In some cases, we can broaden ‘climate change’ to encompass all of ESG (environment, social and governance), but the green movement generally takes centre stage. 

People who ‘climate quit’ will leave a job or reject an offer because they want a role with a better green footprint. 

So far, young people are driving this movement, at least in the UK.

How do we know that?

A new report from KPMG was released this week, highlighting the importance of the climate crisis to younger generations, particularly millennials (early ‘80s to late ‘90s) and generation Z, or zoomers (early ‘00s to early ‘10s). 

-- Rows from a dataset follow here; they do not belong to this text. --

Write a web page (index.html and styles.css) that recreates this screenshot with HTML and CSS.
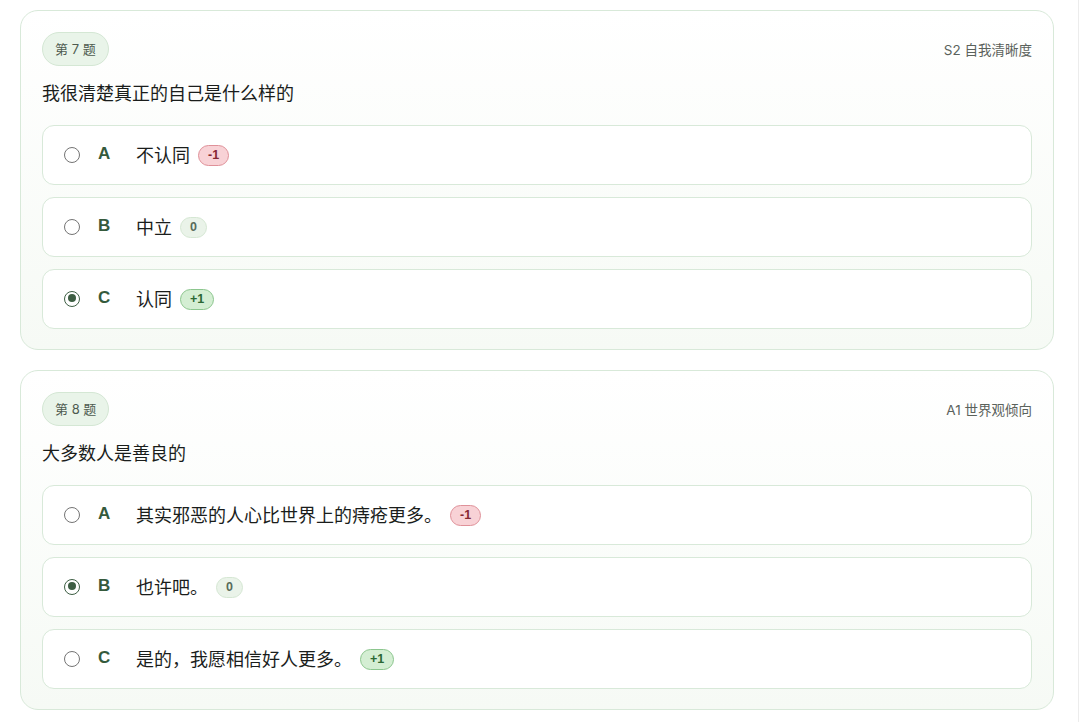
FILE: index.html
```html
<!DOCTYPE html>
<html lang="zh-CN">
<head>
    <meta charset="UTF-8">
    <meta name="viewport" content="width=device-width, initial-scale=1.0">
    <title>问卷</title>
    <link rel="stylesheet" href="styles.css">
</head>
<body>
    <div class="page">
        <div class="question-card">
            <div class="card-head">
                <span class="q-tag">第 7 题</span>
                <span class="q-dim">S2 自我清晰度</span>
            </div>
            <div class="q-title">我很清楚真正的自己是什么样的</div>
            <div class="options">
                <label class="option">
                    <span class="radio"></span>
                    <span class="letter">A</span>
                    <span class="opt-text">不认同</span>
                    <span class="score neg">-1</span>
                </label>
                <label class="option">
                    <span class="radio"></span>
                    <span class="letter">B</span>
                    <span class="opt-text">中立</span>
                    <span class="score zero">0</span>
                </label>
                <label class="option">
                    <span class="radio checked"></span>
                    <span class="letter">C</span>
                    <span class="opt-text">认同</span>
                    <span class="score pos">+1</span>
                </label>
            </div>
        </div>

        <div class="question-card">
            <div class="card-head">
                <span class="q-tag">第 8 题</span>
                <span class="q-dim">A1 世界观倾向</span>
            </div>
            <div class="q-title">大多数人是善良的</div>
            <div class="options">
                <label class="option">
                    <span class="radio"></span>
                    <span class="letter">A</span>
                    <span class="opt-text">其实邪恶的人心比世界上的痔疮更多。</span>
                    <span class="score neg">-1</span>
                </label>
                <label class="option">
                    <span class="radio checked"></span>
                    <span class="letter">B</span>
                    <span class="opt-text">也许吧。</span>
                    <span class="score zero">0</span>
                </label>
                <label class="option">
                    <span class="radio"></span>
                    <span class="letter">C</span>
                    <span class="opt-text">是的，我愿相信好人更多。</span>
                    <span class="score pos">+1</span>
                </label>
            </div>
        </div>
    </div>
</body>
</html>
```

FILE: styles.css
```css
body {
    margin: 0;
    background: #ffffff;
    font-family: "Inter", "Noto Sans CJK SC", sans-serif;
    color: #222;
}

.page {
    width: 1079px;
    min-height: 100vh;
    box-sizing: border-box;
    border-right: 1px solid #ececec;
    padding: 10px 0 0 20px;
    display: flex;
    flex-direction: column;
    gap: 20px;
}

.question-card {
    width: 1034px;
    box-sizing: border-box;
    border: 1px solid #d8e9d9;
    border-radius: 18px;
    background: linear-gradient(180deg, #ffffff 0%, #f6faf5 100%);
    padding: 21px 21px 20px;
}

.card-head {
    display: flex;
    justify-content: space-between;
    align-items: center;
}

.q-tag {
    display: inline-block;
    height: 34px;
    line-height: 32px;
    box-sizing: border-box;
    padding: 0 12px;
    border: 1px solid #d4e7d4;
    border-radius: 17px;
    background: #e9f4e9;
    color: #4e5b50;
    font-size: 13px;
}

.q-dim {
    font-size: 13.5px;
    color: #5b625c;
}

.q-title {
    margin-top: 16px;
    font-size: 18px;
    line-height: 24px;
    font-weight: 400;
    color: #1a1d1b;
}

.options {
    margin-top: 19px;
    display: flex;
    flex-direction: column;
    gap: 12px;
}

.option {
    height: 60px;
    box-sizing: border-box;
    border: 1px solid #d8e9d9;
    border-radius: 12px;
    background: #fff;
    display: flex;
    align-items: center;
    padding: 0 21px;
    cursor: pointer;
}

.radio {
    width: 16px;
    height: 16px;
    box-sizing: border-box;
    border: 1.3px solid #747474;
    border-radius: 50%;
    background: #fff;
    position: relative;
    margin-top: -1px;
}

.radio.checked {
    border: 1.5px solid #3d5e43;
}

.radio.checked::after {
    content: "";
    position: absolute;
    left: 2.5px;
    top: 2.5px;
    width: 8px;
    height: 8px;
    border-radius: 50%;
    background: #3d5e43;
}

.letter {
    width: 20px;
    margin-left: 18px;
    margin-right: 18px;
    font-family: "Liberation Sans", sans-serif;
    font-weight: 700;
    font-size: 17px;
    color: #355a3c;
    margin-top: -2px;
}

.opt-text {
    font-size: 18px;
    color: #1a1d1b;
    margin-top: -3px;
}

.score {
    margin-left: 8px;
    height: 21px;
    line-height: 19px;
    box-sizing: border-box;
    padding: 0 9px;
    border-radius: 11px;
    font-family: "Liberation Sans", sans-serif;
    font-size: 12.5px;
    font-weight: 700;
    border: 1px solid;
}

.score.neg {
    background: #f8d2d6;
    border-color: #df9199;
    color: #862833;
}

.score.zero {
    background: #eaf3e9;
    border-color: #d5e7d3;
    color: #586b5a;
}

.score.pos {
    background: #d4eed3;
    border-color: #8cc68e;
    color: #2b6734;
}
```
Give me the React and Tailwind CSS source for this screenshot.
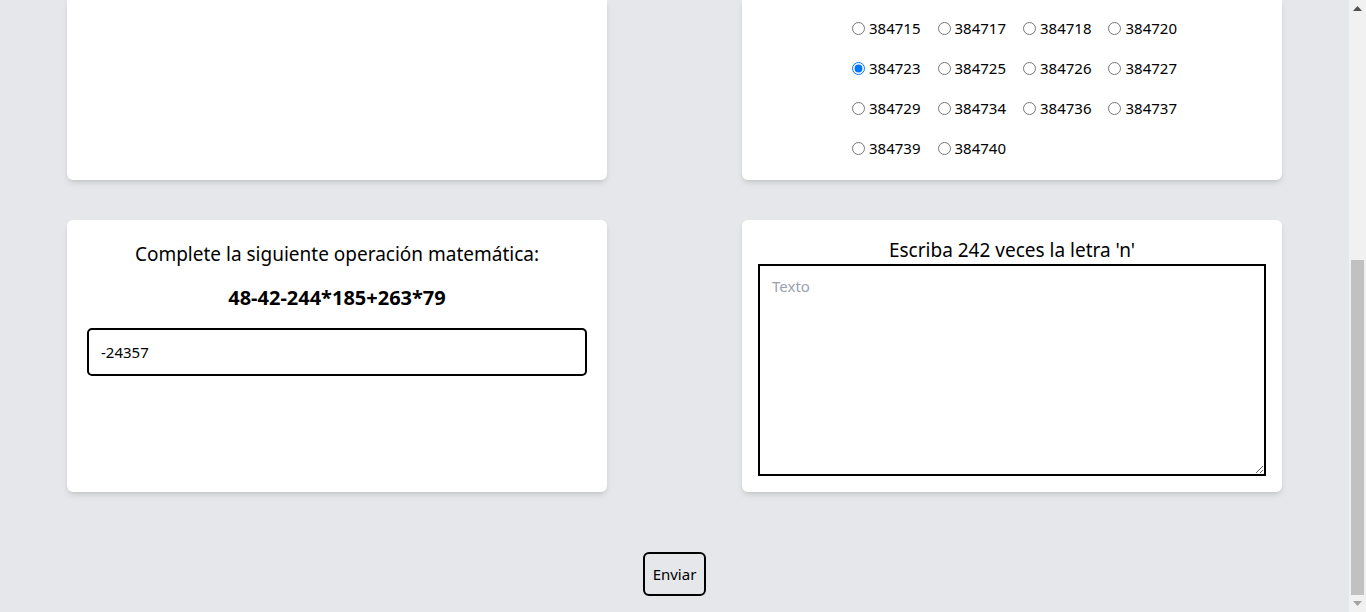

From over 6,000 individual responses, the survey found that: 

  • Nearly half wanted the company they worked for to have some kind of commitment to ESG. 
  • One in five have declined a job offer because they felt the company’s ESG standards weren’t good enough. 
  • This above figure was one in three when considering just the 18-24 age range. 
  • Around half of all working adults between 18 and 44 valued their employers’ good ESG record.

Is this surprising?

No, not according to the experts behind the survey. 

Head of ESG at KPMG UK, John McCalla-Leacy, suggested the results reflected waning progress against climate change, despite increasing urgency. 

For the last few years, the COP summits have highlighted this discrepancy. 

“… it is unsurprising that this, and other interrelated ESG considerations, are front of mind for many when choosing who they [young people] will work for,” he said this week.

“By 2025, 75 percent of the working population will be millennials, meaning [companies] will need to have credible plans to address ESG if they want to continue to attract and retain this growing pool of talent.”

Should firms be concerned?

Concerned? Maybe. At the very least, they should give this thought. 

Talent shortages motivated by principles are not something that a company could consider solved after a short burst of attention. It’s the opposite. It’s a new normal. 

What’s more, ESG progress across the corporate world is a mixed bag at best. 

Take, for example, new findings from just across the border in Ireland. There, legal firm William Fry found that only 17% of employers are actually aware of their ESG obligations. 

The report added that even those who know their goals have little appetite for implementing them.

But that’s just Ireland, right?

Yes, but it’s part of a broader game of ‘catch-up’ that businesses struggle with. 

Take new findings from Deloitte at the start of this month. They revealed four in five of the 300 senior finance, and legal firms in the US needed more confidence in their ESG reporting ability. 

Reporting is the primary channel for companies to communicate what progress, if any, they have made.

So what next?

The problem is the cultural divide over climate change (or the broader ESG, depending on the context) between older and younger generations. 

While pre-millennial, less-ESG-minded workers still control many global recruiting efforts, the people they’re trying to win over think differently. 

So, ultimately, the choice is either to please and make life simpler or ignore and face talent shortages.